Let’s start with an indisputable truth. Public education — at least in the US, I can’t speak for other countries — is bad. A public school is a bad place; it’s a cesspool. The whole idea of compulsory public education is just a terrible concept, a failed experiment, and needs to be overhauled or abolished, and that’s a fact, but that’s a rant for another day.
Myself, I had the misfortune of attending public school all thirteen formative years, K thru 12, and those thirteen years messed me up in irreparable ways. That’s what public school does: it messes kids up. It robs them of their precious innocence far too early.

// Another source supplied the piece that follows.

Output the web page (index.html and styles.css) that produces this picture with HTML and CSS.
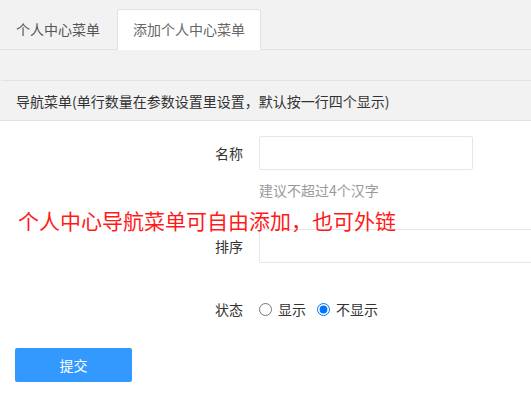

I remember as early as fourth grade — maybe even sooner, but that was just when I started to become aware of it — all of my classmates seemed to be in a hurry to become teenagers. Kids of eight, nine, and ten listening to the risqué pop and hip-hop on Hot 101.9 and adopting the lingo. Little boys and girls pretending to “go out” with each other. “Where are they ‘going out’?!” I used to ask. “It’s not like they can drive! Why do they think they’re teenagers?!” And all the girls in a hurry to be wearing a bra, and letting everyone know that they were wearing a bra, because, ahem, see, they needed one, and all the boys in a hurry to be snapping all the straps of all these new bras.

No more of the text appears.